As someone who has migrated a fair few times in my days, I often get asked if I ever experience homesickness and how I cope with it.

The truth is, I almost never do. ”Home is where your heart is” might be an old cliché, but it does point to an important thing. If you have moved from one country to another (or even one city to another) with the intent of living there for a significant period of time, you are home. 

So, that is what we are going to be talking about today. How to leave one world behind and enter a new one.

1. Don’t phone home

Whenever you feel homesick, a lot of people will tell you to call someone. This might make you feel better temporarily, but it will not cure homesickness. Of course, you shouldn’t stop talking to people for no reason at all. However, if you do not normally speak to your parents several times each week, do not start doing it now.

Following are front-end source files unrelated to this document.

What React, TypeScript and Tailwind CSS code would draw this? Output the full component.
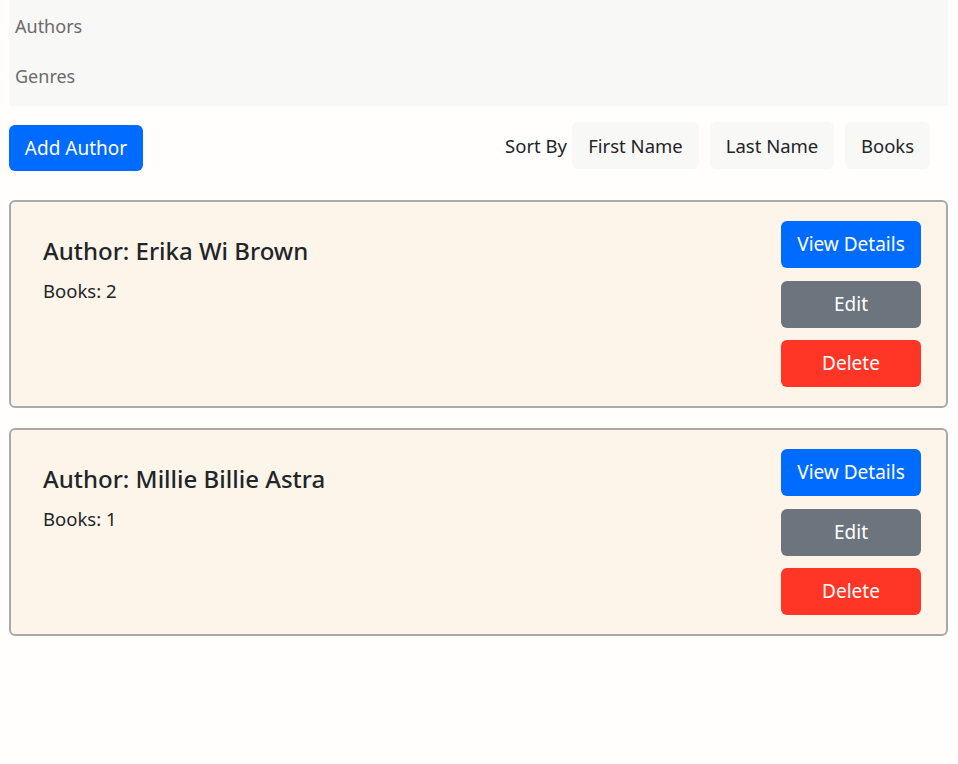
import React from "react";

const authors = [
  { name: "Erika Wi Brown", books: 2 },
  { name: "Millie Billie Astra", books: 1 },
];

export default function App() {
  return (
    <div
      className="min-h-screen w-full bg-[#fffefc] pl-[9px] pr-[10px] text-[#212529]"
      style={{ fontFamily: '"Noto Sans", "Open Sans", sans-serif' }}
    >
      <nav className="flex flex-col bg-[#f8f8f7] px-[6px] pt-[1px] pb-[5px]">
        <a className="flex h-[50px] items-center text-[18px] text-[#6b6b6b]">Authors</a>
        <a className="flex h-[50px] items-center text-[18px] text-[#6b6b6b]">Genres</a>
      </nav>

      <div className="mt-[16px] flex items-start justify-between pr-[18px]">
        <button className="mt-[3px] h-[46px] w-[134px] rounded-[6px] bg-[#006cff] text-[19px] text-white">
          Add Author
        </button>
        <div className="flex items-center">
          <span className="mr-[5px] text-[18.5px]">Sort By</span>
          <button className="h-[47px] w-[127px] rounded-[6px] bg-[#f8f8f7] text-[18.5px]">First Name</button>
          <button className="ml-[11px] h-[47px] w-[124px] rounded-[6px] bg-[#f8f8f7] text-[18.5px]">Last Name</button>
          <button className="ml-[11px] h-[47px] w-[85px] rounded-[6px] bg-[#f8f8f7] text-[18.5px]">Books</button>
        </div>
      </div>

      <div className="mt-[29px] flex flex-col gap-[20px]">
        {authors.map((a) => (
          <div
            key={a.name}
            className="flex justify-between rounded-[6px] border-2 border-[#a9a9a9] bg-[#fdf5e9] py-[19px] pl-[32px] pr-[25px]"
          >
            <div className="pt-[15px]">
              <h2 className="text-[24px] font-medium leading-[30px] text-[#212529]">Author: {a.name}</h2>
              <p className="mt-[10px] text-[18.5px] leading-[30px]">Books: {a.books}</p>
            </div>
            <div className="flex flex-col gap-[12.5px]">
              <button className="h-[47px] w-[140px] rounded-[6px] bg-[#006cff] text-[19px] text-white">View Details</button>
              <button className="h-[47px] w-[140px] rounded-[6px] bg-[#6c757d] text-[19px] text-white">Edit</button>
              <button className="h-[47px] w-[140px] rounded-[6px] bg-[#ff3526] text-[19px] text-white">Delete</button>
            </div>
          </div>
        ))}
      </div>
    </div>
  );
}
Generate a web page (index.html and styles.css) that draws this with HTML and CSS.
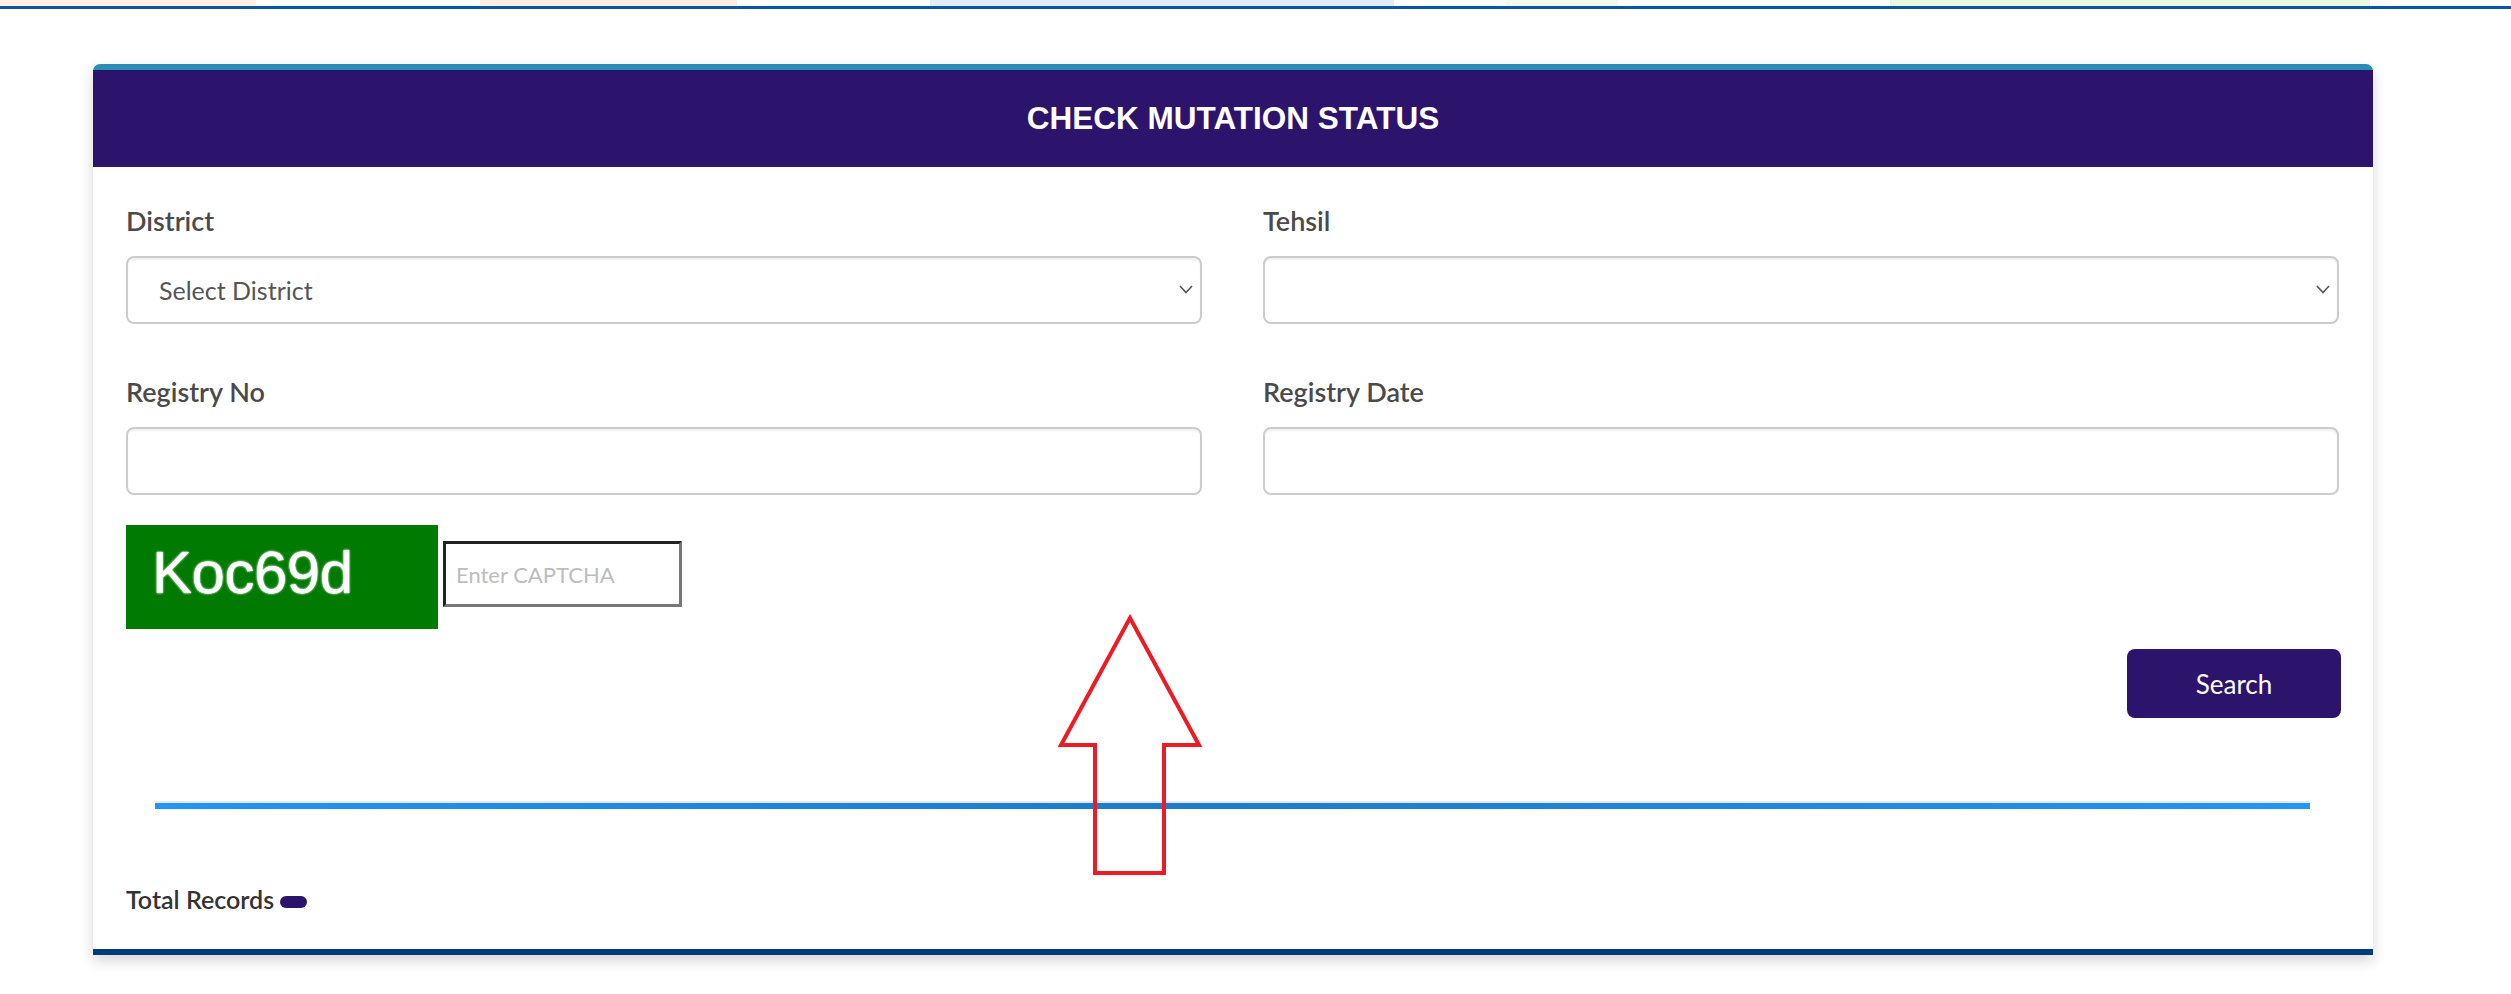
FILE: index.html
```html
<!DOCTYPE html>
<html lang="en">
<head>
<meta charset="utf-8">
<title>Check Mutation Status</title>
<link rel="stylesheet" href="styles.css">
</head>
<body>
<div class="topstrip"></div>
<div class="topline"></div>
<main class="page">
  <section class="card">
    <header class="card-head">
      <h1 class="card-title">CHECK MUTATION STATUS</h1>
    </header>
    <div class="card-body">
      <div class="form-grid">
        <div class="field">
          <label class="field-label" for="district">District</label>
          <div class="select-wrap">
            <select id="district" class="control select">
              <option>Select District</option>
            </select>
            <svg class="chev" width="14" height="9" viewBox="0 0 14 9"><path d="M1 1 L7 7.5 L13 1" fill="none" stroke="#555" stroke-width="1.6"/></svg>
          </div>
        </div>
        <div class="field">
          <label class="field-label" for="tehsil">Tehsil</label>
          <div class="select-wrap">
            <select id="tehsil" class="control select">
              <option></option>
            </select>
            <svg class="chev" width="14" height="9" viewBox="0 0 14 9"><path d="M1 1 L7 7.5 L13 1" fill="none" stroke="#555" stroke-width="1.6"/></svg>
          </div>
        </div>
        <div class="field">
          <label class="field-label" for="regno">Registry No</label>
          <input id="regno" class="control" type="text">
        </div>
        <div class="field">
          <label class="field-label" for="regdate">Registry Date</label>
          <input id="regdate" class="control" type="text">
        </div>
      </div>
      <div class="captcha-row">
        <div class="captcha-img">Koc69d</div>
        <input class="captcha-input" type="text" placeholder="Enter CAPTCHA">
      </div>
      <div class="action-row">
        <button class="btn-search" type="button">Search</button>
      </div>
      <div class="divider"></div>
      <div class="total">Total Records <span class="badge"></span></div>
    </div>
    <svg class="arrow" width="150" height="267" viewBox="0 0 150 267">
      <polygon points="75,6 6,133 40,133 40,261 109,261 109,133 144,133" fill="none" stroke="#ed1c24" stroke-width="4" stroke-linejoin="miter"/>
    </svg>
  </section>
</main>
</body>
</html>
```
FILE: styles.css
```css
html, body {
  margin: 0;
  padding: 0;
  background: #ffffff;
}
body {
  font-family: Lato, "Open Sans", "Liberation Sans", sans-serif;
  color: #444;
}
.topstrip {
  height: 6px;
  background: linear-gradient(to right,
    #fef1e4 0, #fef1e4 256px, #ffffff 256px, #ffffff 480px,
    #fdeedf 480px, #fdeedf 737px, #ffffff 737px, #ffffff 930px,
    #e3edf8 930px, #e3edf8 1394px, #ffffff 1394px, #ffffff 1506px,
    #f2faec 1506px, #f2faec 1618px, #ffffff 1618px, #ffffff 1890px,
    #e8f9df 1890px, #e8f9df 2370px, #ffffff 2370px);
}
.topline {
  height: 3px;
  background: #0b56a4;
}
.page {
  padding: 55px 138px 40px 93px;
}
.card {
  position: relative;
  background: #fff;
  border-top: 6px solid #2b8cb8;
  border-bottom: 6px solid #003d7a;
  border-radius: 7px 7px 0 0;
  box-shadow: 0 6px 14px rgba(0, 0, 0, 0.16);
}
.card-head {
  height: 97px;
  background: #2c146c;
  display: flex;
  align-items: center;
  justify-content: center;
}
.card-title {
  margin: 0;
  font-family: "Liberation Sans", Arial, sans-serif;
  font-weight: 700;
  font-size: 31.5px;
  color: #fff;
}
.card-body {
  padding: 37px 34px 34px 33px;
}
.form-grid {
  display: grid;
  grid-template-columns: 1fr 1fr;
  column-gap: 61px;
  row-gap: 51px;
}
.field {
  display: flex;
  flex-direction: column;
}
.field-label {
  font-size: 27px;
  line-height: 34px;
  font-weight: 600;
  color: #4a4a4a;
  margin-bottom: 18px;
}
.select-wrap {
  position: relative;
}
.control {
  box-sizing: border-box;
  width: 100%;
  height: 68px;
  border: 2px solid #cccccc;
  border-radius: 8px;
  background: #fff;
  box-shadow: inset 0 2px 2px rgba(0, 0, 0, 0.06);
  font-family: Lato, "Open Sans", sans-serif;
  font-size: 25px;
  color: #555;
  padding: 0 31px;
  outline: none;
}
.select {
  -webkit-appearance: none;
  appearance: none;
}
.chev {
  position: absolute;
  right: 9px;
  top: 29px;
  pointer-events: none;
}
.captcha-row {
  display: flex;
  align-items: flex-start;
  gap: 5px;
  margin-top: 30px;
}
.captcha-img {
  box-sizing: border-box;
  width: 312px;
  height: 104px;
  background: #007a00;
  color: #fff;
  font-family: "Liberation Sans", Arial, sans-serif;
  font-size: 60px;
  line-height: 96px;
  padding-left: 26px;
  text-shadow: 0 0 1px #fff, 0 0 2px rgba(235, 255, 235, 0.9), 0 0 3px rgba(220, 255, 220, 0.6);
  letter-spacing: -0.5px;
}
.captcha-input {
  box-sizing: border-box;
  width: 239px;
  height: 66px;
  margin-top: 16px;
  border: 3px solid;
  border-color: #222 #777 #777 #222;
  padding: 0 10px;
  font-family: Lato, "Open Sans", sans-serif;
  font-size: 22px;
  outline: none;
}
.captcha-input::placeholder {
  color: #bdbdbd;
}
.action-row {
  display: flex;
  justify-content: flex-end;
  margin-top: 20px;
  margin-right: -2px;
}
.btn-search {
  width: 214px;
  height: 69px;
  border: none;
  border-radius: 8px;
  background: #2c146c;
  color: #fff;
  font-family: Lato, "Open Sans", sans-serif;
  font-size: 26px;
}
.divider {
  margin: 83px 29px 0 29px;
  height: 6px;
  border-top: 2px solid #e8e8e8;
  background: linear-gradient(to right, #2196f3 0%, #1c7ccb 45%, #1e80cf 60%, #2196f3 100%);
}
.total {
  margin-top: 74px;
  font-size: 25px;
  line-height: 32px;
  font-weight: 600;
  color: #333;
  display: flex;
  align-items: center;
  gap: 6px;
}
.badge {
  display: inline-block;
  width: 27px;
  height: 12px;
  border-radius: 6px;
  background: #2c146c;
  margin-top: 6px;
}
.arrow {
  position: absolute;
  left: 962px;
  top: 542px;
}
```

2. Don’t fall into the familiarity trap

“I just want to speak my native language for a while.” This is a trap a lot of international students fall into. For some reason, people tend to gravitate towards people who share their native language. If you are struggling with the language spoken at your new home, it’s extra important that you learn it. Reverting back to your native tongue makes that process more difficult. I recommend going cold turkey. Oh, and just because someone speaks the same native language as you, you might not have much in common. If they spoke another language, would you still be friends? If the answer is no, it is probably not your future BFF you’re talking to.

3. Do make new friends

It is daunting to move to a new place, especially if you don’t know anyone. The thing is, your life in your new home is going to be a lot more pleasant if you have local friends. Start by leaving your room and continue by leaving your house. If you are a student, there are usually several student clubs and organisations you can get involved in. Go to a fitness class. Talk to your flatmates. Talk to people in your class. Find other people who are interested in the same things as you are. There are millions of people in Brisbane, you are going to find someone to befriend.

4. Do try new things

No matter if you’re moving to a new country or just a new city, chances are your new home will offer you the chance to try things you haven’t tried before. This is a great opportunity to fall in love with new activities and discover skills you did not even know you had. It is also a great way to achieve point number 3 on this list. One of the first things I signed up for when I moved to Brisbane was the university’s debate society, and it remains one of the best decisions I have ever made. At this stage, the vast majority of my friends are people I have met through debating or debaters. My point is that you should try new things, because you never know what you will discover.

5. Remember why you moved

People do not decide to move without a reason. When things get difficult, it is very important to remember why you made the choice to move. It is easy to forget that when all you can think about is your loved ones or how much you miss your hometown. Do not be afraid of making decisions. Deciding to move from one place to another is a bit like transferring degrees or changing jobs, you want to be certain that you made the right decision but if you did make the wrong one there is always an opportunity to make a new decision. ”I wish I was brave enough to move” is something you will probably hear from the people in your hometown. As someone who has migrated between countries about six or so times over the last few years, I can confirm that this modified saying is accurate.

”If you don’t like things were you are, move! You are not a tree”.